Question

How to compare expression in gene list

1

Entering edit mode

8.4 years ago

Lila M ★ 1.3k

Hi everybody, I'm trying to analyze a data set of genes. I have 3 gene list: P1 (n =312), P2 (n =7444) and P3 (n = 553). I compared each gene list with an additional one (Z, n = 9488) in order to know the number of common genes between them, so I created the following table:

#my_data
 overlap_Z non_overlap_Z
P1      51         261
P2     121        6232
P3      89         464

Also, I create another table comparing the overlaps in Z, as follow:

#my_data_Z
                 P1   P2     P3
overlap_Z       164   3030   341
non_overlap_Z   9324  6458   9174

In order to know if there are diferences between the samples, I've carried out a chi.square test in R chisq.test(my_data, correct = FALSE) and chisq.test(my_data_Z, correct = FALSE). In both cases, the p-value < 2.2e-16. So these results are saying to me that the list (P1, P2, and P3) are ratiocinated with Z. Now, I would like to know how is this correlation and which list are more correlated with Z. Which analysis do you recommend to me?

Thanks!

expresion statistic R • 2.3k views

ADD COMMENT • link updated 4.9 years ago by Biostar 20 • written 8.4 years ago by Lila M ★ 1.3k

score 1 · Answer 1 · 2017-03-24

1

Entering edit mode

8.4 years ago

Annika Forsingdal ▴ 250

Since you write "expression in gene list" I'm assuming that you are looking at gene expression data. If that's the case I would correlate fold changes or log2(fold changes) for each of your genes lists (P1-3) with fold changes in Z.

ADD COMMENT • link 8.4 years ago by Annika Forsingdal ▴ 250

0

Entering edit mode

With expression in gene list, I want to say the number of overlapping. If the genes included in any list (P1, P2, P3) has more overlaps in Z, I could say that the gene list P1 are more expressed in Z. I don't have expression data, I have number of genes (or frequencies)

ADD REPLY • link 8.4 years ago by Lila M ★ 1.3k

score 1 · Answer 2 · 2017-03-24

1) The use of chi-square test is absolutely unwarranted here. Chi-square test is done to know if categorical variables are independent. The key words are 'category' and 'independence'. Category means that there is a large population, and then there are different categories to subdivide the population. Check this example from http://stattrek.com/chi-square-test/independence.aspx?Tutorial=AP

In an election survey, voters might be classified by gender (male or female) and voting preference (Democrat, Republican, or Independent). We could use a chi-square test for independence to determine whether gender is related to voting preference.

As you can see, you can divide the total population in different categories (M/F and D/R/I). And what you interested in knowing is if those categories are independent (P<0.05) or are associated. Check the above URL again to know how the hypothesis testing (Ho and Ha) is done in case of chi-square.

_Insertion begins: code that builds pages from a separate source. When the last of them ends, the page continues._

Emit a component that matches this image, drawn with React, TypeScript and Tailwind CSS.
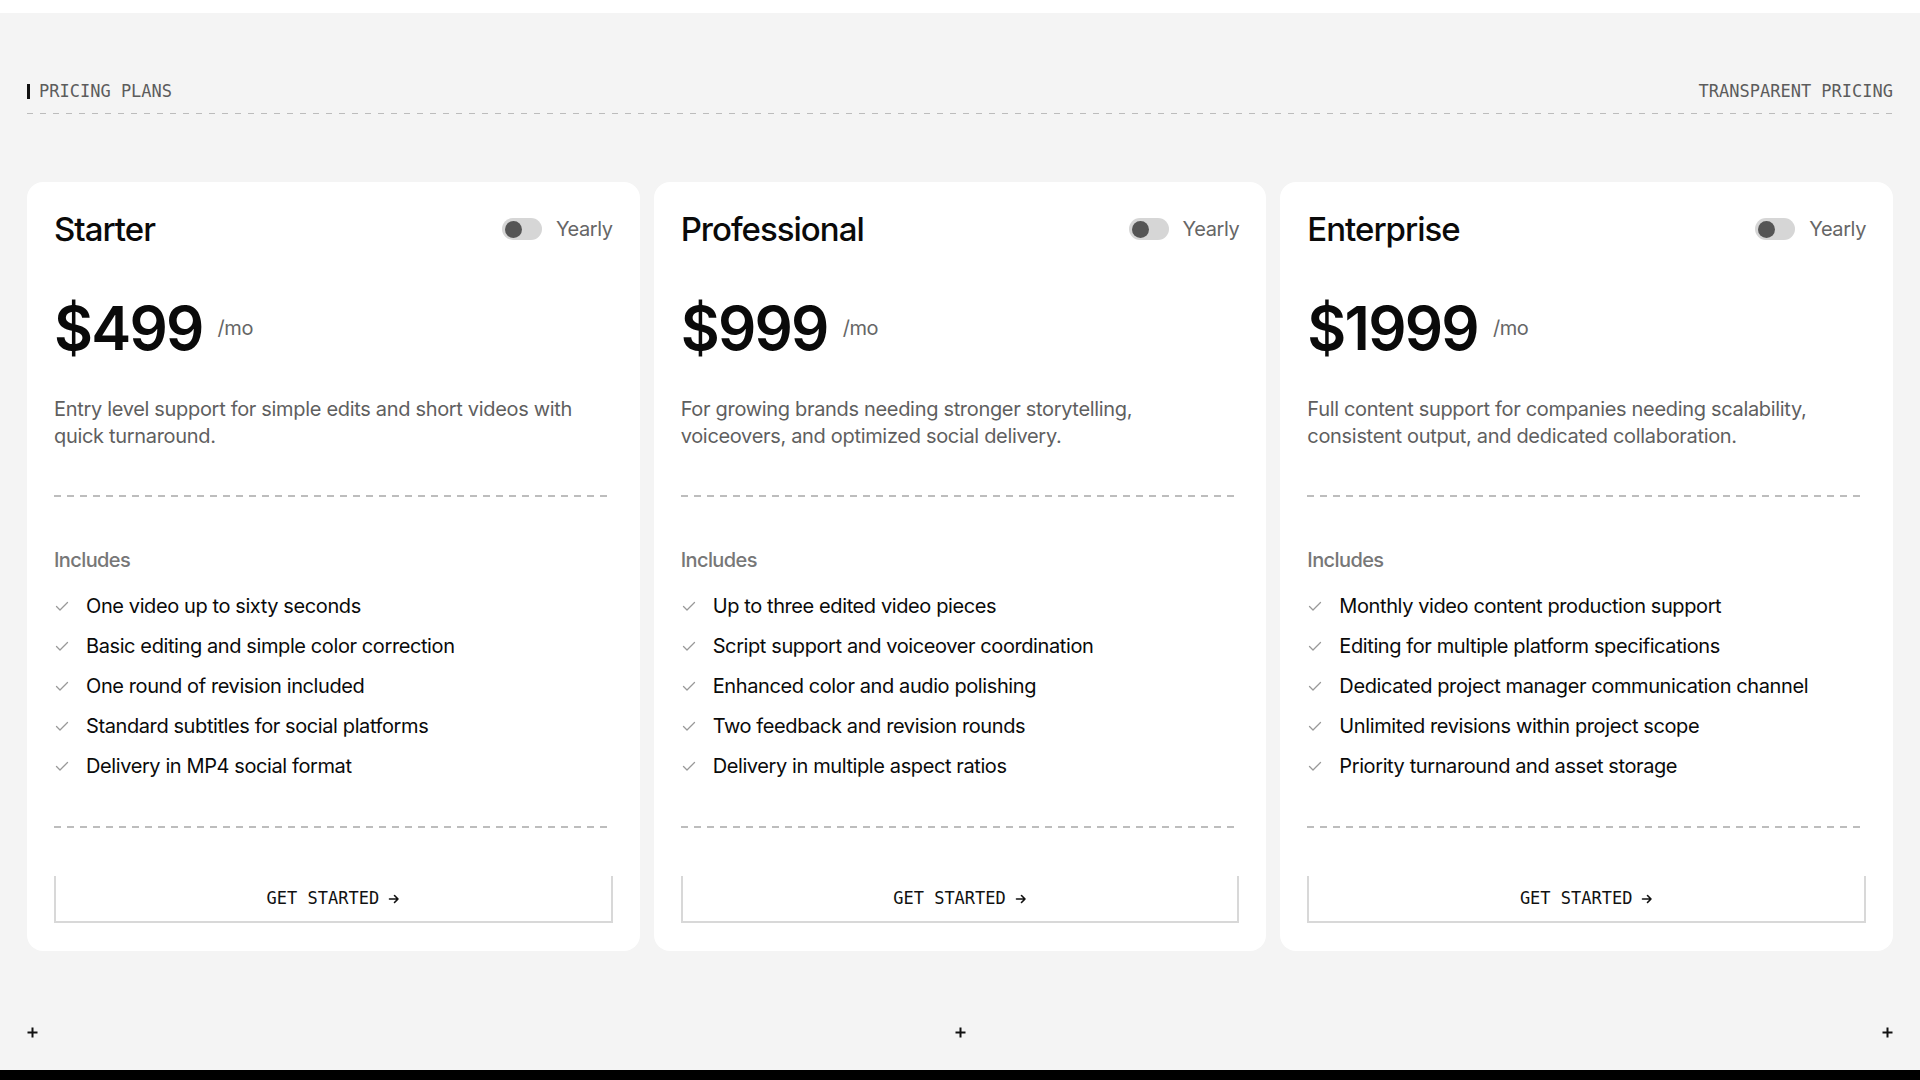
import React from "react";

type Plan = {
  name: string;
  price: string;
  desc: string[];
  features: string[];
};

const plans: Plan[] = [
  {
    name: "Starter",
    price: "$499",
    desc: ["Entry level support for simple edits and short videos with", "quick turnaround."],
    features: [
      "One video up to sixty seconds",
      "Basic editing and simple color correction",
      "One round of revision included",
      "Standard subtitles for social platforms",
      "Delivery in MP4 social format",
    ],
  },
  {
    name: "Professional",
    price: "$999",
    desc: ["For growing brands needing stronger storytelling,", "voiceovers, and optimized social delivery."],
    features: [
      "Up to three edited video pieces",
      "Script support and voiceover coordination",
      "Enhanced color and audio polishing",
      "Two feedback and revision rounds",
      "Delivery in multiple aspect ratios",
    ],
  },
  {
    name: "Enterprise",
    price: "$1999",
    desc: ["Full content support for companies needing scalability,", "consistent output, and dedicated collaboration."],
    features: [
      "Monthly video content production support",
      "Editing for multiple platform specifications",
      "Dedicated project manager communication channel",
      "Unlimited revisions within project scope",
      "Priority turnaround and asset storage",
    ],
  },
];

function CheckIcon() {
  return (
    <svg width="16" height="16" viewBox="0 0 16 16" fill="none" className="shrink-0">
      <path d="M2.5 8.5 L6 12 L13.5 4.5" stroke="#999999" strokeWidth="1.3" strokeLinecap="round" strokeLinejoin="round" />
    </svg>
  );
}

function Plus() {
  return (
    <svg width="11" height="11" viewBox="0 0 11 11" fill="none">
      <path d="M5.5 0.5 V10.5 M0.5 5.5 H10.5" stroke="#111" strokeWidth="2" />
    </svg>
  );
}

function Arrow() {
  return (
    <svg width="12" height="12" viewBox="0 0 12 12" fill="none" className="ml-[9px]">
      <path d="M1.5 6 H10 M6.5 2.5 L10 6 L6.5 9.5" stroke="#111" strokeWidth="1.6" strokeLinecap="round" strokeLinejoin="round" />
    </svg>
  );
}

function Dashed() {
  return <div className="h-[2px] w-full bg-[repeating-linear-gradient(to_right,#bdbdbd_0_7px,transparent_7px_13px)]" />;
}

function Card({ plan }: { plan: Plan }) {
  return (
    <div className="flex-1 rounded-2xl bg-white px-[27px] pt-[27px] pb-[28px] flex flex-col">
      <div className="flex items-center justify-between h-[40px]">
        <div className="text-[33px] leading-[40px] font-medium tracking-[-0.03em] text-[#0a0a0a]">{plan.name}</div>
        <div className="flex items-center gap-[14px]">
          <div className="w-[40px] h-[22px] rounded-full bg-[#d6d6d6] flex items-center px-[3px]">
            <div className="w-[17px] h-[17px] rounded-full bg-[#555555]" />
          </div>
          <span className="text-[20px] leading-[28px] text-[#666666] tracking-[-0.02em]">Yearly</span>
        </div>
      </div>
      <div className="mt-[49px] flex items-center gap-[15px]">
        <span className="text-[60px] leading-[60px] font-semibold tracking-[-0.03em] text-[#0a0a0a]">{plan.price}</span>
        <span className="text-[20px] leading-[28px] text-[#666666] tracking-[-0.02em]">/mo</span>
      </div>
      <div className="mt-[38px] text-[20px] leading-[27px] text-[#5f5f5f] tracking-[-0.016em]">
        {plan.desc.map((d, i) => (
          <div key={i}>{d}</div>
        ))}
      </div>
      <div className="mt-[45px]">
        <Dashed />
      </div>
      <div className="mt-[49px] text-[20px] leading-[28px] font-medium text-[#777777] tracking-[-0.03em]">Includes</div>
      <ul className="mt-[18px] flex flex-col gap-[12px]">
        {plan.features.map((f) => (
          <li key={f} className="flex items-center gap-[16px]">
            <CheckIcon />
            <span className="text-[20px] leading-[28px] text-[#0a0a0a] tracking-[-0.02em]">{f}</span>
          </li>
        ))}
      </ul>
      <div className="mt-[46px]">
        <Dashed />
      </div>
      <button className="mt-[48px] h-[47px] w-full border-x-2 border-b-2 border-t-0 border-[#d8d8d8] bg-white flex items-center justify-center font-['DejaVu_Sans_Mono',monospace] text-[17px] font-normal text-[#111111]">
        <span>GET STARTED</span>
        <Arrow />
      </button>
    </div>
  );
}

export default function App() {
  return (
    <div className="w-full min-h-screen bg-white pt-[13px] font-['Inter',sans-serif]">
      <div className="h-[1057px] bg-[#f4f4f4] flex flex-col">
        <div className="px-[27px] pt-[66px]">
          <div className="flex items-center justify-between h-[24px] font-['DejaVu_Sans_Mono',monospace] text-[17px] leading-[24px] text-[#5c5c5c]">
            <div className="flex items-center gap-[9px]">
              <div className="w-[3px] h-[15px] bg-[#111111]" />
              <span>PRICING PLANS</span>
            </div>
            <span>TRANSPARENT PRICING</span>
          </div>
          <div className="mt-[10px] h-px w-full bg-[repeating-linear-gradient(to_right,#bcbcbc_0_6px,transparent_6px_13px)]" />
        </div>
        <div className="px-[27px] mt-[68px] flex gap-[14px]">
          {plans.map((p) => (
            <Card key={p.name} plan={p} />
          ))}
        </div>
        <div className="px-[27px] mt-[76px] flex justify-between">
          <Plus />
          <Plus />
          <Plus />
        </div>
      </div>
      <div className="h-[10px] bg-black" />
    </div>
  );
}
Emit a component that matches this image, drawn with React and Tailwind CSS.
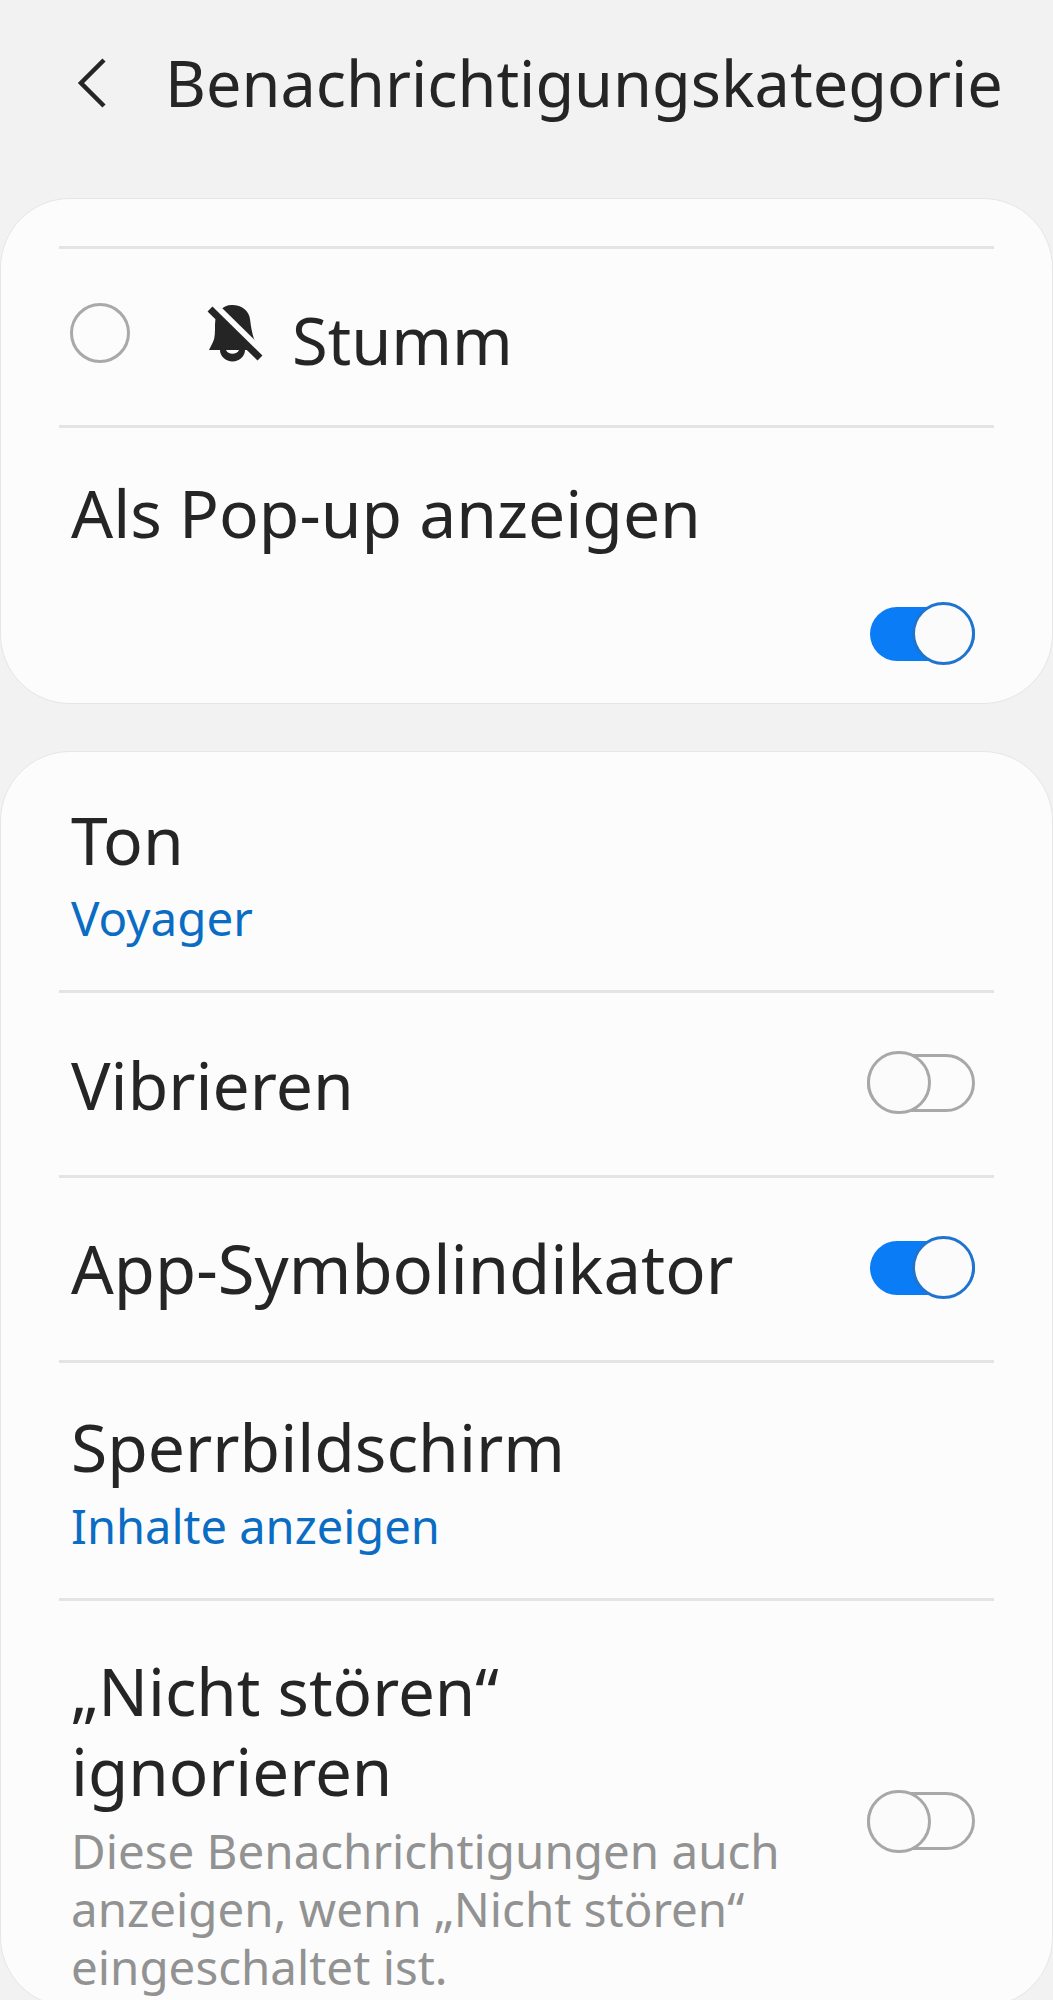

Now coming to your case: Your P1, P2 and P3 data are independent sets and they do not form a partition of your sample space. What I mean is that you don't have a unique big population, out of which P1, P2 and P3 -- 3 different categories of data is drawn. In fact, the way you have posed the problem, I would assume that P1, P2 and P3 are independent. There is no point in further checking their Independence thru chi-square (even if it were right!)

2)

Now, I would like to know how is this correlation and which list are more correlated with Z. Which analysis do you recommend to me?

I am unable to understand your need. First you wanted to check for independence and then a correlation -- these are mutually exclusive things! Also note that correlation means that you have many data of one kind (say x) and many data of other kind (say y), and you would like to know if there is a pattern in the data - means if one of them could be predicted from other. Think of it like this: if you plot all the x-y pairs, do you see a visual pattern on the graph (like increasing x increases/decreases y). Now coming to your data: you have just 2 (or 6 lets say, but then they are already independent P1, P2 and P3) numbers (=number of intersection gene with Z) - measuring different things. These 2 numbers will just form a point in the graph, that I told earlier -- there is no correlation you can draw from just only a single point in the graph.

Ok, let me guess: you are trying to give a p-value to the proportion of common genes matching with Z. I'm afraid that it is not possible. P-values are used for distributions (means a large number of objects), not for numbers. HTH! I'm running out of time :)

score 1 · Answer 3 · 2017-03-24

This is a question which can be answered using frequency based statistics, such as conditional probability, joint probability, etc. somewhat like what Venn diagrams demonstrate. There are ways to approach this, but takes a lot of explaining to you on how to do it; like the length of the previous answer on basic statistics. Basically, I think you want to test the effect of modification, estimate/calculate the common odds ratio and then test this ratio. Look up the Mantel-Haenszel Method, and see if it applies to you. From here you can bootstrap and do Fishers exact test, but again this may be beyond your question.